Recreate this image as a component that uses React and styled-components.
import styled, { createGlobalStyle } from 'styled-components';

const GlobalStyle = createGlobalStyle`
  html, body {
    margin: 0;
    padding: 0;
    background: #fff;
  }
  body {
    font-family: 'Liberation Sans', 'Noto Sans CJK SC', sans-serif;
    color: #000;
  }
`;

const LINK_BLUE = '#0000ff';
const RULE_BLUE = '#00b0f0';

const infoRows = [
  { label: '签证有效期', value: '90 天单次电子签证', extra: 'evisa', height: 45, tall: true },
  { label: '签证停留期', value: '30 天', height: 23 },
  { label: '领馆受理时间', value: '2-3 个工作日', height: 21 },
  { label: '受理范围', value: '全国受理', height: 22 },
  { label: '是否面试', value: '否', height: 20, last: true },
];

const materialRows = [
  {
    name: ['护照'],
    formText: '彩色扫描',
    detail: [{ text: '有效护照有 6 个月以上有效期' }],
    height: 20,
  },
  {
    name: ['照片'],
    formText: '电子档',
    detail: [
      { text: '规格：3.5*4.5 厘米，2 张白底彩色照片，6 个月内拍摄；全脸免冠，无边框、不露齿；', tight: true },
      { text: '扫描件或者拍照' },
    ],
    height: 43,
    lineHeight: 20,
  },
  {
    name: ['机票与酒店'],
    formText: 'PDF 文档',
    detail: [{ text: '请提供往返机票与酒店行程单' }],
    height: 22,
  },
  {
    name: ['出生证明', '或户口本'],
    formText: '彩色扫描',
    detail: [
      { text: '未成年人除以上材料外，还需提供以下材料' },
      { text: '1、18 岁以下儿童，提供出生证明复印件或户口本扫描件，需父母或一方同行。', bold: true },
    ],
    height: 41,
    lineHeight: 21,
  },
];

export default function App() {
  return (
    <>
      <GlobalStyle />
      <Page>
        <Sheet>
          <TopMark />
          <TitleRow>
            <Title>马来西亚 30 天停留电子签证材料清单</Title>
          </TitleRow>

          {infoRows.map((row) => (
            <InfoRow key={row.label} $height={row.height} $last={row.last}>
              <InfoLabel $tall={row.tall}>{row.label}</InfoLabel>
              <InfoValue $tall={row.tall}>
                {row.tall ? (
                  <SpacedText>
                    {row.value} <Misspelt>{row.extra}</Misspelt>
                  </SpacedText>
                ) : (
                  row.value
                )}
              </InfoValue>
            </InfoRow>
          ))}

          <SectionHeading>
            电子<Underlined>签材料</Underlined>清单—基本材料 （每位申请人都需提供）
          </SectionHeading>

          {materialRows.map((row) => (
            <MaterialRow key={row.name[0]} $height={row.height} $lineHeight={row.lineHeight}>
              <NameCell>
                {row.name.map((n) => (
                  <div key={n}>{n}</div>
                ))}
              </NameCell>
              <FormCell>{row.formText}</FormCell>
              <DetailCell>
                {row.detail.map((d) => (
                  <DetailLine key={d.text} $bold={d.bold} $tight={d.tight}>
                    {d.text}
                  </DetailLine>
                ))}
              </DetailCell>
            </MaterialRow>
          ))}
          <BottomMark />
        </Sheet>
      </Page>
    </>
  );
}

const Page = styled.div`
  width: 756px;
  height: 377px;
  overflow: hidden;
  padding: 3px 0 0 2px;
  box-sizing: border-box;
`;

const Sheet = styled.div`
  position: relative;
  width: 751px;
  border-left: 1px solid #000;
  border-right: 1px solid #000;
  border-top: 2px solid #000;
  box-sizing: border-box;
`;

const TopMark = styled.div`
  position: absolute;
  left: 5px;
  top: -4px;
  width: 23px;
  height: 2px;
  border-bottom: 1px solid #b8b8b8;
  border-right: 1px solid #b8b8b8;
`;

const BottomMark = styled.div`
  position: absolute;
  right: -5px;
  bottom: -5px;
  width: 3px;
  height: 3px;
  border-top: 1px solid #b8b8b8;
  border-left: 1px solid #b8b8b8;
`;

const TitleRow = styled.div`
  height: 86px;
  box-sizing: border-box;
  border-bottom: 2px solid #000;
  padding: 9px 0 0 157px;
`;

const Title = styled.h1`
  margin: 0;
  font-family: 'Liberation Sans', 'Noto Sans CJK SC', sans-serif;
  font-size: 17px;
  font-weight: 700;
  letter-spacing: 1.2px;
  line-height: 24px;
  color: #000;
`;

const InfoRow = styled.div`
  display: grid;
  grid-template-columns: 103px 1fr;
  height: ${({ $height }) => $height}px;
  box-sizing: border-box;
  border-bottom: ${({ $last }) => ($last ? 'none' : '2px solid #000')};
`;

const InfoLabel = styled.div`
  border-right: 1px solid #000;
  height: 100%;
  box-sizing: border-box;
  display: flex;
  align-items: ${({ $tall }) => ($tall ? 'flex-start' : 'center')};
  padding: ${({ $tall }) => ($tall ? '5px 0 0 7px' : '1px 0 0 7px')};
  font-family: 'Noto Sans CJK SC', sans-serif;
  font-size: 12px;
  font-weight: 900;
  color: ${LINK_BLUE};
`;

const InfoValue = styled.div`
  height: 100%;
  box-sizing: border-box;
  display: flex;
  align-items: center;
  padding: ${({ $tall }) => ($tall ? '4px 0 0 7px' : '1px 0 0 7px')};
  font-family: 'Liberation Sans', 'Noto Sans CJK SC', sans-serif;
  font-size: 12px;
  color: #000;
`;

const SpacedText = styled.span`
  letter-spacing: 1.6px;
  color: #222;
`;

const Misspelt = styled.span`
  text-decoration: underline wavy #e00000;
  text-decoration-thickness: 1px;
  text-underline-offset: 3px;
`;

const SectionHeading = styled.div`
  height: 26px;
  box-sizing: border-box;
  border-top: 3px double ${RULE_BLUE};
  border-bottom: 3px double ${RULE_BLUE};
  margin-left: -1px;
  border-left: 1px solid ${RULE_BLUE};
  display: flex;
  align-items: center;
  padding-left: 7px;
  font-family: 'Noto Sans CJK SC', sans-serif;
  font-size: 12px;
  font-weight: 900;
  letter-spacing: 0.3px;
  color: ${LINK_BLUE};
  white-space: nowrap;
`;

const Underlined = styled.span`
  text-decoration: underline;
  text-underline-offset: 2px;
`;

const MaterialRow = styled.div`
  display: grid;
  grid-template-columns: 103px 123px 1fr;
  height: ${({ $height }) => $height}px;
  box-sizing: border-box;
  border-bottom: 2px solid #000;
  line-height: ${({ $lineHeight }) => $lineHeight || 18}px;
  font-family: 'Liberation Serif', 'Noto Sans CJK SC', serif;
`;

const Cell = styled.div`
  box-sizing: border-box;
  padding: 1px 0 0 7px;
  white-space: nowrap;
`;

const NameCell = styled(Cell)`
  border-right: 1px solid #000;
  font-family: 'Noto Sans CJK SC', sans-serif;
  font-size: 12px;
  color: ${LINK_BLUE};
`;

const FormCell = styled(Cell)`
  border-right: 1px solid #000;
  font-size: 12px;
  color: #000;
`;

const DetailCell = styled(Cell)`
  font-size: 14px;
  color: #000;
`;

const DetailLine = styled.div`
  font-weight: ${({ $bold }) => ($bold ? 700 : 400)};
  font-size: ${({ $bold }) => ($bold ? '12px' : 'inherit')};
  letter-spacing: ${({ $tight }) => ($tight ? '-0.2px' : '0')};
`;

────────

Problem requirements -> Repeat the data verbatim.

Task solution ->
Recreate this image as a component that uses React and styled-components.
import styled, { createGlobalStyle } from 'styled-components';

const GlobalStyle = createGlobalStyle`
  html, body {
    margin: 0;
    padding: 0;
    background: #fff;
  }
  body {
    font-family: 'Liberation Sans', 'Noto Sans CJK SC', sans-serif;
    color: #000;
  }
`;

const LINK_BLUE = '#0000ff';
const RULE_BLUE = '#00b0f0';

const infoRows = [
  { label: '签证有效期', value: '90 天单次电子签证', extra: 'evisa', height: 45, tall: true },
  { label: '签证停留期', value: '30 天', height: 23 },
  { label: '领馆受理时间', value: '2-3 个工作日', height: 21 },
  { label: '受理范围', value: '全国受理', height: 22 },
  { label: '是否面试', value: '否', height: 20, last: true },
];

const materialRows = [
  {
    name: ['护照'],
    formText: '彩色扫描',
    detail: [{ text: '有效护照有 6 个月以上有效期' }],
    height: 20,
  },
  {
    name: ['照片'],
    formText: '电子档',
    detail: [
      { text: '规格：3.5*4.5 厘米，2 张白底彩色照片，6 个月内拍摄；全脸免冠，无边框、不露齿；', tight: true },
      { text: '扫描件或者拍照' },
    ],
    height: 43,
    lineHeight: 20,
  },
  {
    name: ['机票与酒店'],
    formText: 'PDF 文档',
    detail: [{ text: '请提供往返机票与酒店行程单' }],
    height: 22,
  },
  {
    name: ['出生证明', '或户口本'],
    formText: '彩色扫描',
    detail: [
      { text: '未成年人除以上材料外，还需提供以下材料' },
      { text: '1、18 岁以下儿童，提供出生证明复印件或户口本扫描件，需父母或一方同行。', bold: true },
    ],
    height: 41,
    lineHeight: 21,
  },
];

export default function App() {
  return (
    <>
      <GlobalStyle />
      <Page>
        <Sheet>
          <TopMark />
          <TitleRow>
            <Title>马来西亚 30 天停留电子签证材料清单</Title>
          </TitleRow>

          {infoRows.map((row) => (
            <InfoRow key={row.label} $height={row.height} $last={row.last}>
              <InfoLabel $tall={row.tall}>{row.label}</InfoLabel>
              <InfoValue $tall={row.tall}>
                {row.tall ? (
                  <SpacedText>
                    {row.value} <Misspelt>{row.extra}</Misspelt>
                  </SpacedText>
                ) : (
                  row.value
                )}
              </InfoValue>
            </InfoRow>
          ))}

          <SectionHeading>
            电子<Underlined>签材料</Underlined>清单—基本材料 （每位申请人都需提供）
          </SectionHeading>

          {materialRows.map((row) => (
            <MaterialRow key={row.name[0]} $height={row.height} $lineHeight={row.lineHeight}>
              <NameCell>
                {row.name.map((n) => (
                  <div key={n}>{n}</div>
                ))}
              </NameCell>
              <FormCell>{row.formText}</FormCell>
              <DetailCell>
                {row.detail.map((d) => (
                  <DetailLine key={d.text} $bold={d.bold} $tight={d.tight}>
                    {d.text}
                  </DetailLine>
                ))}
              </DetailCell>
            </MaterialRow>
          ))}
          <BottomMark />
        </Sheet>
      </Page>
    </>
  );
}

const Page = styled.div`
  width: 756px;
  height: 377px;
  overflow: hidden;
  padding: 3px 0 0 2px;
  box-sizing: border-box;
`;

const Sheet = styled.div`
  position: relative;
  width: 751px;
  border-left: 1px solid #000;
  border-right: 1px solid #000;
  border-top: 2px solid #000;
  box-sizing: border-box;
`;

const TopMark = styled.div`
  position: absolute;
  left: 5px;
  top: -4px;
  width: 23px;
  height: 2px;
  border-bottom: 1px solid #b8b8b8;
  border-right: 1px solid #b8b8b8;
`;

const BottomMark = styled.div`
  position: absolute;
  right: -5px;
  bottom: -5px;
  width: 3px;
  height: 3px;
  border-top: 1px solid #b8b8b8;
  border-left: 1px solid #b8b8b8;
`;

const TitleRow = styled.div`
  height: 86px;
  box-sizing: border-box;
  border-bottom: 2px solid #000;
  padding: 9px 0 0 157px;
`;

const Title = styled.h1`
  margin: 0;
  font-family: 'Liberation Sans', 'Noto Sans CJK SC', sans-serif;
  font-size: 17px;
  font-weight: 700;
  letter-spacing: 1.2px;
  line-height: 24px;
  color: #000;
`;

const InfoRow = styled.div`
  display: grid;
  grid-template-columns: 103px 1fr;
  height: ${({ $height }) => $height}px;
  box-sizing: border-box;
  border-bottom: ${({ $last }) => ($last ? 'none' : '2px solid #000')};
`;

const InfoLabel = styled.div`
  border-right: 1px solid #000;
  height: 100%;
  box-sizing: border-box;
  display: flex;
  align-items: ${({ $tall }) => ($tall ? 'flex-start' : 'center')};
  padding: ${({ $tall }) => ($tall ? '5px 0 0 7px' : '1px 0 0 7px')};
  font-family: 'Noto Sans CJK SC', sans-serif;
  font-size: 12px;
  font-weight: 900;
  color: ${LINK_BLUE};
`;

const InfoValue = styled.div`
  height: 100%;
  box-sizing: border-box;
  display: flex;
  align-items: center;
  padding: ${({ $tall }) => ($tall ? '4px 0 0 7px' : '1px 0 0 7px')};
  font-family: 'Liberation Sans', 'Noto Sans CJK SC', sans-serif;
  font-size: 12px;
  color: #000;
`;

const SpacedText = styled.span`
  letter-spacing: 1.6px;
  color: #222;
`;

const Misspelt = styled.span`
  text-decoration: underline wavy #e00000;
  text-decoration-thickness: 1px;
  text-underline-offset: 3px;
`;

const SectionHeading = styled.div`
  height: 26px;
  box-sizing: border-box;
  border-top: 3px double ${RULE_BLUE};
  border-bottom: 3px double ${RULE_BLUE};
  margin-left: -1px;
  border-left: 1px solid ${RULE_BLUE};
  display: flex;
  align-items: center;
  padding-left: 7px;
  font-family: 'Noto Sans CJK SC', sans-serif;
  font-size: 12px;
  font-weight: 900;
  letter-spacing: 0.3px;
  color: ${LINK_BLUE};
  white-space: nowrap;
`;

const Underlined = styled.span`
  text-decoration: underline;
  text-underline-offset: 2px;
`;

const MaterialRow = styled.div`
  display: grid;
  grid-template-columns: 103px 123px 1fr;
  height: ${({ $height }) => $height}px;
  box-sizing: border-box;
  border-bottom: 2px solid #000;
  line-height: ${({ $lineHeight }) => $lineHeight || 18}px;
  font-family: 'Liberation Serif', 'Noto Sans CJK SC', serif;
`;

const Cell = styled.div`
  box-sizing: border-box;
  padding: 1px 0 0 7px;
  white-space: nowrap;
`;

const NameCell = styled(Cell)`
  border-right: 1px solid #000;
  font-family: 'Noto Sans CJK SC', sans-serif;
  font-size: 12px;
  color: ${LINK_BLUE};
`;

const FormCell = styled(Cell)`
  border-right: 1px solid #000;
  font-size: 12px;
  color: #000;
`;

const DetailCell = styled(Cell)`
  font-size: 14px;
  color: #000;
`;

const DetailLine = styled.div`
  font-weight: ${({ $bold }) => ($bold ? 700 : 400)};
  font-size: ${({ $bold }) => ($bold ? '12px' : 'inherit')};
  letter-spacing: ${({ $tight }) => ($tight ? '-0.2px' : '0')};
`;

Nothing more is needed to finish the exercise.